- **What needs to be done**
For the entries below, copy exactly the line that contains "Output the component" through the line that contains "export default App;", both ends included, and exclude all pictures.

- **Exercise data**
######
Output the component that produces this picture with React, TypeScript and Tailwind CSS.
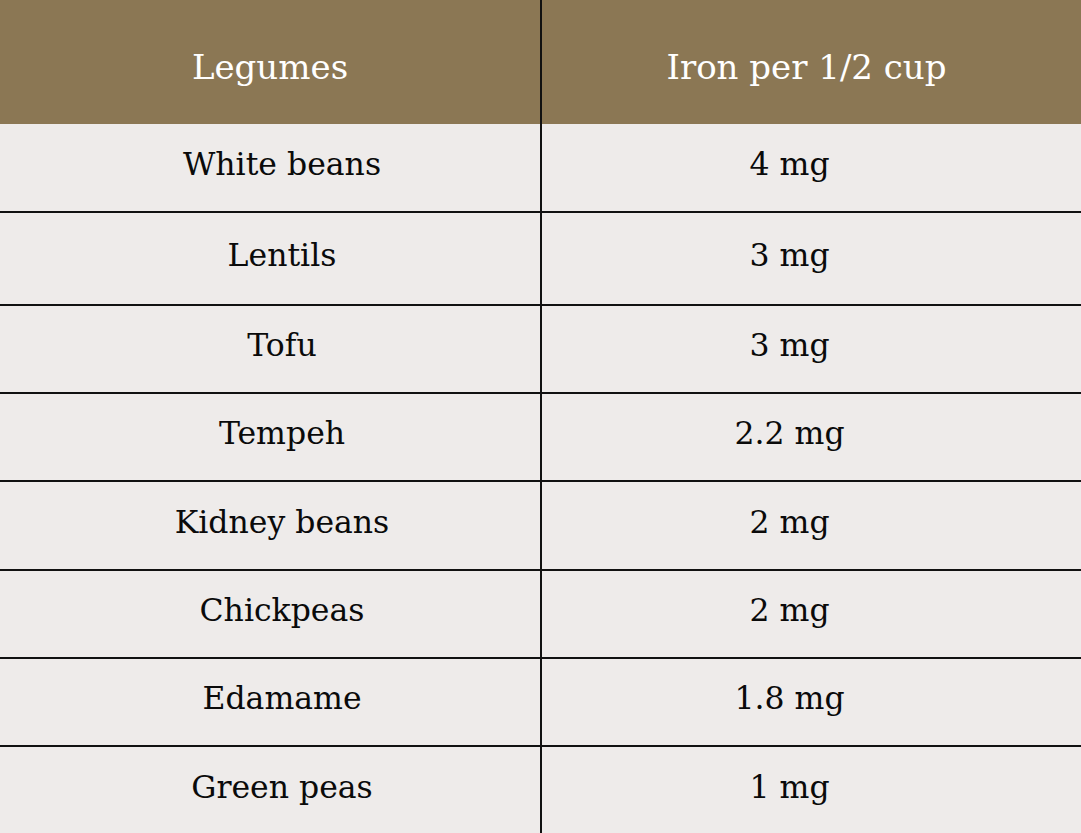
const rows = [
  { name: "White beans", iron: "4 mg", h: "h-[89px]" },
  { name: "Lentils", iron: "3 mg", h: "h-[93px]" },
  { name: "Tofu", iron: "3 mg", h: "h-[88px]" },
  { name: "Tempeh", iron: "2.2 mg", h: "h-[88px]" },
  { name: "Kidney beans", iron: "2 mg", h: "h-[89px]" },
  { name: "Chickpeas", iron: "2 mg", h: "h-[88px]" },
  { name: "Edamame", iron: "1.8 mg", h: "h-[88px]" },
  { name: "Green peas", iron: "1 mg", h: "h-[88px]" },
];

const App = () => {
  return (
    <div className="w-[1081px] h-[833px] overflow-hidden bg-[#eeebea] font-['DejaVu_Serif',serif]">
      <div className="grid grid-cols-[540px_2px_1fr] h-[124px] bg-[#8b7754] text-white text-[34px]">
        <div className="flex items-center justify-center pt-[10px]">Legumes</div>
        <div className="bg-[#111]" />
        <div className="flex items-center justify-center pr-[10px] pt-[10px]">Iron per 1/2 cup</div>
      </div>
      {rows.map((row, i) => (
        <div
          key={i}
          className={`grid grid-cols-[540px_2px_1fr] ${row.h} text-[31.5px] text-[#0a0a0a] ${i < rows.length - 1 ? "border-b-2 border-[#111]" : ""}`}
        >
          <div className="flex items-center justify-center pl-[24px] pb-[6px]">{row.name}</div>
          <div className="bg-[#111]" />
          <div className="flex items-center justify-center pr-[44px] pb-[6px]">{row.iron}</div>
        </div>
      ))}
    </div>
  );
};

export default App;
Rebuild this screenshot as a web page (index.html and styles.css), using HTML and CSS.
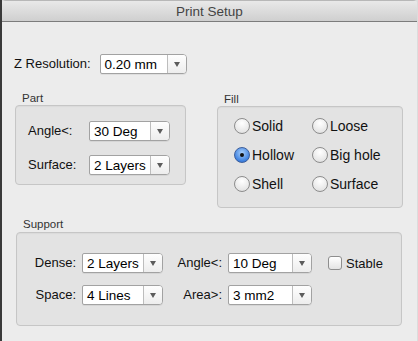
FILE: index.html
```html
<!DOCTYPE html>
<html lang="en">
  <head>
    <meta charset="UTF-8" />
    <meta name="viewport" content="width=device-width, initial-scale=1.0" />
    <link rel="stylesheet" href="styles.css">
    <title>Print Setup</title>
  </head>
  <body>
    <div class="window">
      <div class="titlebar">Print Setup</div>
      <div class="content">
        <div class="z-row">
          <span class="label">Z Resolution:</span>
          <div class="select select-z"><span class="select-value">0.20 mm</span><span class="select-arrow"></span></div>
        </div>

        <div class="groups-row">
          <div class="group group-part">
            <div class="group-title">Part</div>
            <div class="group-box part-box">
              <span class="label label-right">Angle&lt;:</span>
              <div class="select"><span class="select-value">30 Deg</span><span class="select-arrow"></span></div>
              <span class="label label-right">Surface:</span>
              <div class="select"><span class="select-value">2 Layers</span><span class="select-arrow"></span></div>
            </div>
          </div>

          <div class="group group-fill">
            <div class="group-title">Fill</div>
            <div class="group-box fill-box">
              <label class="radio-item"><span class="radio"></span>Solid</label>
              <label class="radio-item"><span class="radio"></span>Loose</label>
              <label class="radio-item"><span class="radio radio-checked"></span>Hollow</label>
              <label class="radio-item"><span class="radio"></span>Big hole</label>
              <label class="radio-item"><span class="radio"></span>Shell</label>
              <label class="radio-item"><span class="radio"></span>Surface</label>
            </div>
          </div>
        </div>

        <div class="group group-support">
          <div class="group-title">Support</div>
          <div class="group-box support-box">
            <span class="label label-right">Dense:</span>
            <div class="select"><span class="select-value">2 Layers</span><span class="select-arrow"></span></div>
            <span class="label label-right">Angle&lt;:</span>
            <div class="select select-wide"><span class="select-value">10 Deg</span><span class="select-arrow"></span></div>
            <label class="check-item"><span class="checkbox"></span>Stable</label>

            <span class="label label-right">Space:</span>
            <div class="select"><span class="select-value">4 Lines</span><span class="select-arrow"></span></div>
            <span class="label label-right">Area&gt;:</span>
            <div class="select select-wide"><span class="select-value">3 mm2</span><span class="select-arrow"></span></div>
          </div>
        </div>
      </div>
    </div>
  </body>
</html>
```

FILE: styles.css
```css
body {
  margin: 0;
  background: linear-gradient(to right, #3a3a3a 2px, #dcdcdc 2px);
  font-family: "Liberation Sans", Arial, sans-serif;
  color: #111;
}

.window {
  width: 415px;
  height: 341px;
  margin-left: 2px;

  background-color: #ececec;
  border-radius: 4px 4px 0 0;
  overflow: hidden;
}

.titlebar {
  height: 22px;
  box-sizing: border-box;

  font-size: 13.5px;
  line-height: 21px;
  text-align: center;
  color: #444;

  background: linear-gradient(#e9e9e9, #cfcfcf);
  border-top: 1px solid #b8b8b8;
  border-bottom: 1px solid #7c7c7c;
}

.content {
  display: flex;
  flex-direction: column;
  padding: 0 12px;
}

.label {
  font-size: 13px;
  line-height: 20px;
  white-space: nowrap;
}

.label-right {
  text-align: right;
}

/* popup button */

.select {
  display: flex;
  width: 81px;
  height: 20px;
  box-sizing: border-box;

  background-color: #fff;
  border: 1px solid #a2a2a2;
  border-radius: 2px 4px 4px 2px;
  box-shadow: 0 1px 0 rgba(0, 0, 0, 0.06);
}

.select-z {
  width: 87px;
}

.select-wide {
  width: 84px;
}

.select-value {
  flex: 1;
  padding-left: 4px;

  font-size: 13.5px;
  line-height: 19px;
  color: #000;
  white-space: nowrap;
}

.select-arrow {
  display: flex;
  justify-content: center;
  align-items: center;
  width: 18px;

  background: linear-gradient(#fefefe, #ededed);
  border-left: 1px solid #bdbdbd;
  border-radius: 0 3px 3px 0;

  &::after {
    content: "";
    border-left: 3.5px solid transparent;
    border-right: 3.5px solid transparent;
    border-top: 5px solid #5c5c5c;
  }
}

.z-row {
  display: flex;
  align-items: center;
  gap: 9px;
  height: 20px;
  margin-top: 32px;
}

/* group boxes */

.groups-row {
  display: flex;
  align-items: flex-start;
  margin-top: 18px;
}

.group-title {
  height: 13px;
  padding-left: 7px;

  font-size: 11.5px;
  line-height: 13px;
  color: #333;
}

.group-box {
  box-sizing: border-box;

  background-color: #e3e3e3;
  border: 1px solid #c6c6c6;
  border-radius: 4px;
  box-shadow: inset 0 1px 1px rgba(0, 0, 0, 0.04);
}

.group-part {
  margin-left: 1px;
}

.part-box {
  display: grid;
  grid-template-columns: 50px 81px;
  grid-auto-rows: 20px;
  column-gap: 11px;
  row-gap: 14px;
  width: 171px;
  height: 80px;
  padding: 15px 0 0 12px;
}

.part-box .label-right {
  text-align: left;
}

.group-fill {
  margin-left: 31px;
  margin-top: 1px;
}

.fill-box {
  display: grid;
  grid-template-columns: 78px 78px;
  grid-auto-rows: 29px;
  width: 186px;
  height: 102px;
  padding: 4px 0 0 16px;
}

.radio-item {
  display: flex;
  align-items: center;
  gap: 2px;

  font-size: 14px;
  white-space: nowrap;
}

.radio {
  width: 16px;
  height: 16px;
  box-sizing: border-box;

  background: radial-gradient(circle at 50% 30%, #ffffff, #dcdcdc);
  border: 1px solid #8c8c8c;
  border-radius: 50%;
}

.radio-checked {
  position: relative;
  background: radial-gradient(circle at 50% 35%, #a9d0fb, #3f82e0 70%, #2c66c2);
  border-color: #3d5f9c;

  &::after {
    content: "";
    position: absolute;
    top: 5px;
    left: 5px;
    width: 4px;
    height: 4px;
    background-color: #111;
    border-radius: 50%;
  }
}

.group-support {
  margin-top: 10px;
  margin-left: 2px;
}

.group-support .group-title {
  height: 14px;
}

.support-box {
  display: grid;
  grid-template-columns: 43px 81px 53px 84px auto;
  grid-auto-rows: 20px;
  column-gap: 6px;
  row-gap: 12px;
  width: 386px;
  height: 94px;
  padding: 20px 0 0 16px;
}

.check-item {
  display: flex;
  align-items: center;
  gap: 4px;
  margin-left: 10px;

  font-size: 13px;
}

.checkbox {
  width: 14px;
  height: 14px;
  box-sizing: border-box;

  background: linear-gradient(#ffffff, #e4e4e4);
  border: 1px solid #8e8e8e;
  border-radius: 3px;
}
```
######
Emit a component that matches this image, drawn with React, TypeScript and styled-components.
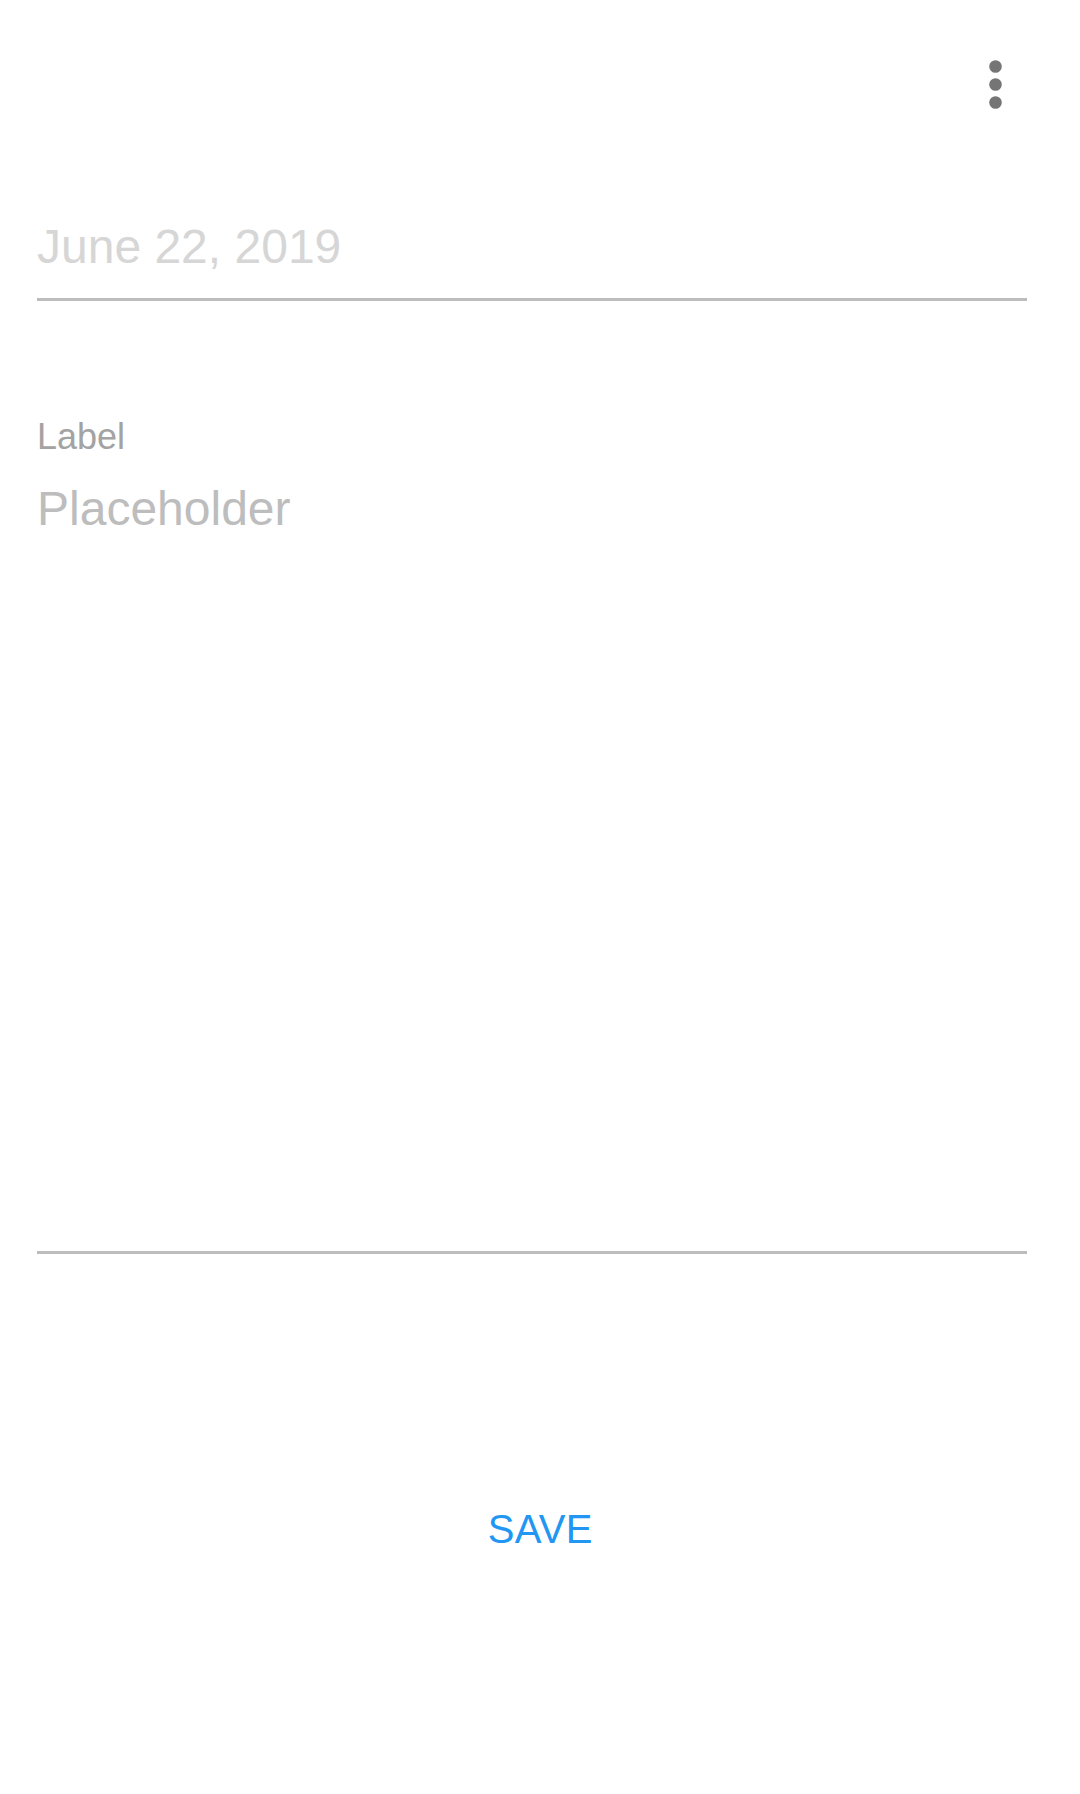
######
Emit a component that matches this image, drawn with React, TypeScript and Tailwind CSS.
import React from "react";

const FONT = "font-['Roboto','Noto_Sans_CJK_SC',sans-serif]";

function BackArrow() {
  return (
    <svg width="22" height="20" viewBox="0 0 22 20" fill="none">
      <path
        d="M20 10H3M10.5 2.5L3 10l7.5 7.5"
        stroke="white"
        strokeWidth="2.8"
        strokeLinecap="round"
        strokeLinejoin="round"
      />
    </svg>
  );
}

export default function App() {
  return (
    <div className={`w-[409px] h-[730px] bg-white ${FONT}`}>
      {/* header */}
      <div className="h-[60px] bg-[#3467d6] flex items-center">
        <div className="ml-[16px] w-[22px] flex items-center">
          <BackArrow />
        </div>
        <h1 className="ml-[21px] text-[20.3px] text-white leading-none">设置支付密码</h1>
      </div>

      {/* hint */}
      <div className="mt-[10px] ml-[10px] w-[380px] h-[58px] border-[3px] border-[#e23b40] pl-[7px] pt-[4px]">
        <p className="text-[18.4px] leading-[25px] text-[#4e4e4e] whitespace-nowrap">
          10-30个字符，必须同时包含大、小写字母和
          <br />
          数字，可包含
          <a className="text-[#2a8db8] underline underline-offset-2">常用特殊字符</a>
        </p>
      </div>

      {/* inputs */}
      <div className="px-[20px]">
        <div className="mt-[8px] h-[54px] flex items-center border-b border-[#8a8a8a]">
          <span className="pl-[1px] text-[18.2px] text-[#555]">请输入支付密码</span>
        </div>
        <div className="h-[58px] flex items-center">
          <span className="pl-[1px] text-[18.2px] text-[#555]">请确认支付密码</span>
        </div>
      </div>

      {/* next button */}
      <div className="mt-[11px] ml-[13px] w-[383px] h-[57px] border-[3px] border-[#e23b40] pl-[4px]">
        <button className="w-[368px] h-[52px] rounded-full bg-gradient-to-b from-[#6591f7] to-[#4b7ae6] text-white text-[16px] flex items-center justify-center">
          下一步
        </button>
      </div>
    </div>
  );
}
######
- **Full output**
Output the component that produces this picture with React, TypeScript and Tailwind CSS.
const rows = [
  { name: "White beans", iron: "4 mg", h: "h-[89px]" },
  { name: "Lentils", iron: "3 mg", h: "h-[93px]" },
  { name: "Tofu", iron: "3 mg", h: "h-[88px]" },
  { name: "Tempeh", iron: "2.2 mg", h: "h-[88px]" },
  { name: "Kidney beans", iron: "2 mg", h: "h-[89px]" },
  { name: "Chickpeas", iron: "2 mg", h: "h-[88px]" },
  { name: "Edamame", iron: "1.8 mg", h: "h-[88px]" },
  { name: "Green peas", iron: "1 mg", h: "h-[88px]" },
];

const App = () => {
  return (
    <div className="w-[1081px] h-[833px] overflow-hidden bg-[#eeebea] font-['DejaVu_Serif',serif]">
      <div className="grid grid-cols-[540px_2px_1fr] h-[124px] bg-[#8b7754] text-white text-[34px]">
        <div className="flex items-center justify-center pt-[10px]">Legumes</div>
        <div className="bg-[#111]" />
        <div className="flex items-center justify-center pr-[10px] pt-[10px]">Iron per 1/2 cup</div>
      </div>
      {rows.map((row, i) => (
        <div
          key={i}
          className={`grid grid-cols-[540px_2px_1fr] ${row.h} text-[31.5px] text-[#0a0a0a] ${i < rows.length - 1 ? "border-b-2 border-[#111]" : ""}`}
        >
          <div className="flex items-center justify-center pl-[24px] pb-[6px]">{row.name}</div>
          <div className="bg-[#111]" />
          <div className="flex items-center justify-center pr-[44px] pb-[6px]">{row.iron}</div>
        </div>
      ))}
    </div>
  );
};

export default App;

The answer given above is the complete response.